The Titan Award was a great surprise and made me feel more empowered. I am still very much at the beginning of my career and I feel I am very slowly starting to make meaningful contributions to the OHDSI community. The recognition really encourages me and motivates me to be even more active in OHDSI.
The OHDSI community has always been very welcoming. This is such an ambitious group of skilled people, who always try to make time to guide newcomers; it is remarkable. Personally, I have grown to love the field of observational health research. It combines my passion for cleaning messy data and my background in medical science. OHDSI has even inspired me to go back to academia and pursue a (part-time) PhD in medical informatics!
You do a great deal of work with open-source tools at both The Hyve and within OHDSI. How important is the concept of transparency and collaboration to you, and what are the specific tools you focus on within OHDSI?
Open-source and open-science is embedded in the foundations of The Hyve. Our mission is to “enable open science by developing and implementing open-source solutions and FAIRifying data in life sciences.” We are active partners in multiple open-source communities, like RADAR-base, cBioPortal and OpenTargets.
I personally enjoy that collaborating widens your world beyond your own organisation. I get a lot of inspiration and energy from communicating with others that are working on similar projects, and might have very different ideas. Also, it is very satisfying to see your work is being used, and appreciated, by multiple people all over the world.
The Hyve is currently the maintainer of the ‘Rabbit Suite’: WhiteRabbit, Rabbit-in-a-Hat and Usagi. Over the last years we have developed new features for these tools and fixed issues reported by the community. That said, I have to give credit to Martijn Schuemie for designing these tools. We are merely improving upon already great tools!
The Hyve was announced as a subcontractor with Erasmus MC as part of the DARWIN EU Project, and EHDEN’s data network will likely have an impact on the project. What do you think is the importance of this project, and what in particular are you looking forward to contributing to Darwin EU?
DARWIN EU is a huge step on making the efforts and successes from EHDEN sustainable for after the project. The goals of both projects are different, EHDEN goals are wider in terms of evidence generation, but both can learn from each other and benefit from developments in the OHDSI community.
Personally, I am really excited to see the OMOP CDM taking root in Europe. DARWIN EU can provide a stamp of approval that, when used correctly, real world data is a valid and reliable source of evidence. I am convinced that this will advance the spread of the OMOP CDM even more. This means more people might start using the OHDSI ETL tooling, and likely spark new developments in this area. We have already seen organisations like The Hyve developing new ETL tools for OHDSI.

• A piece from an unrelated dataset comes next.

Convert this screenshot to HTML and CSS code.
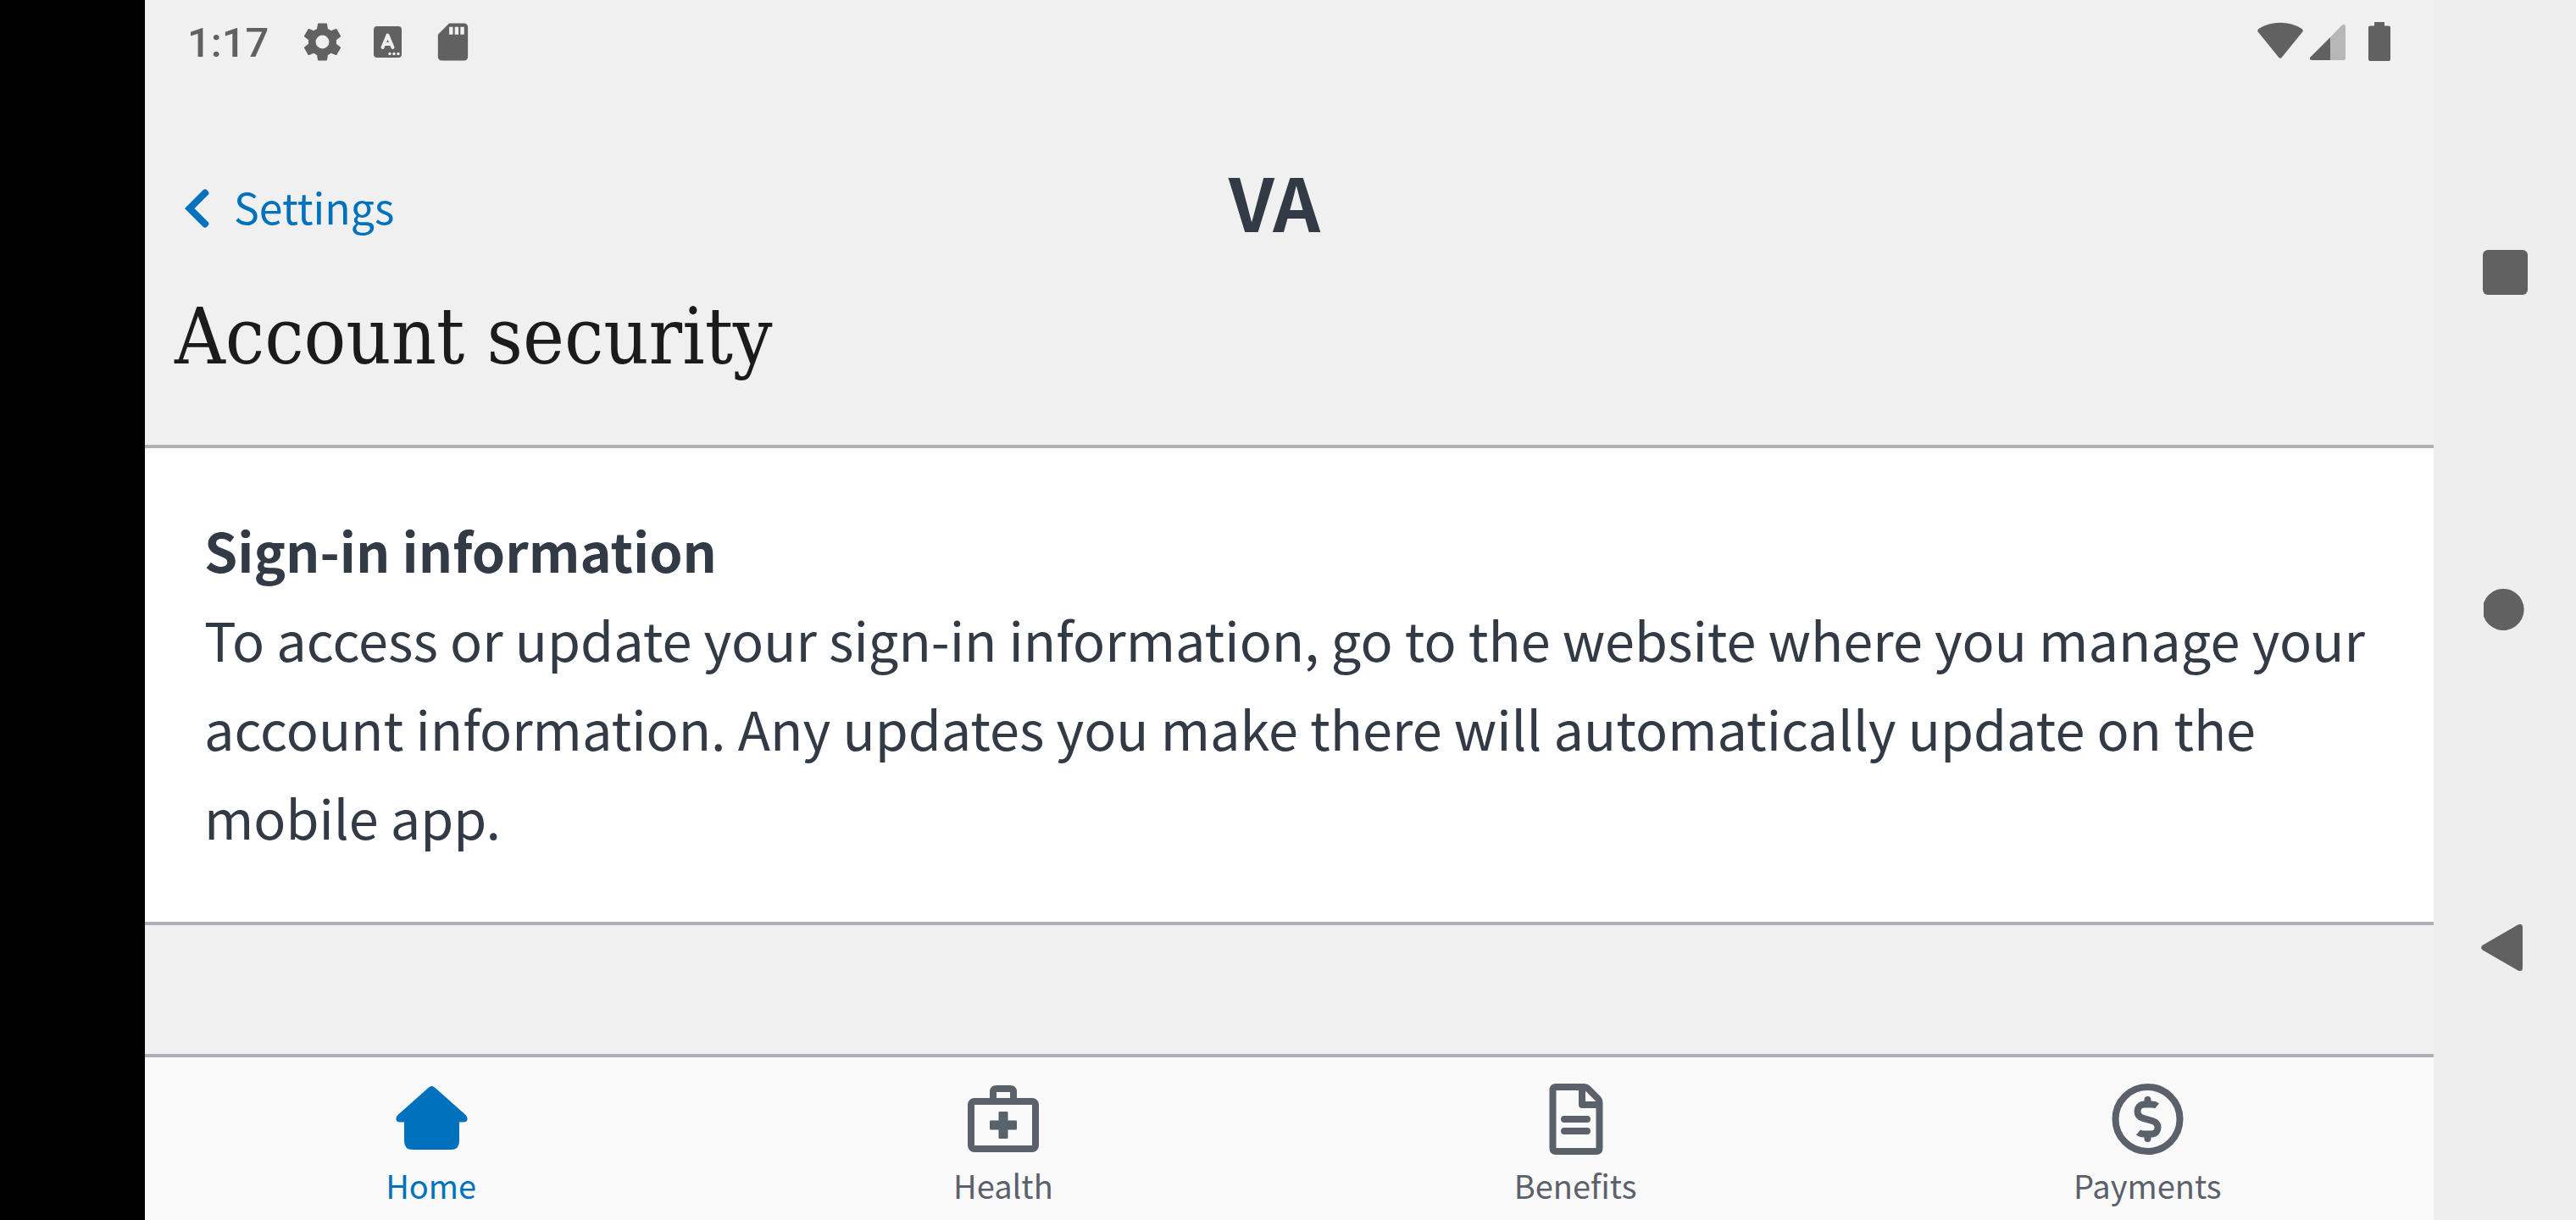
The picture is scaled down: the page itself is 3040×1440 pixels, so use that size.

I like exploring outdoors, be it hiking, running or cycling. What I particularly enjoyed pre-pandemic is to record a run in any new places where work trips brought me. For instance, at the last in-person global OHDSI Symposium, I followed the Rock Creek in Washington as far as my legs wanted to take me!
One interesting thing: my partner and I have a small herd of pets. We recently took in a puppy, to complement our cat, chicken and guinea pigs. Luckily my partner is a vet and makes sure they get the best care! And from her I am actually learning how a physician uses a (veterinary) EHR system!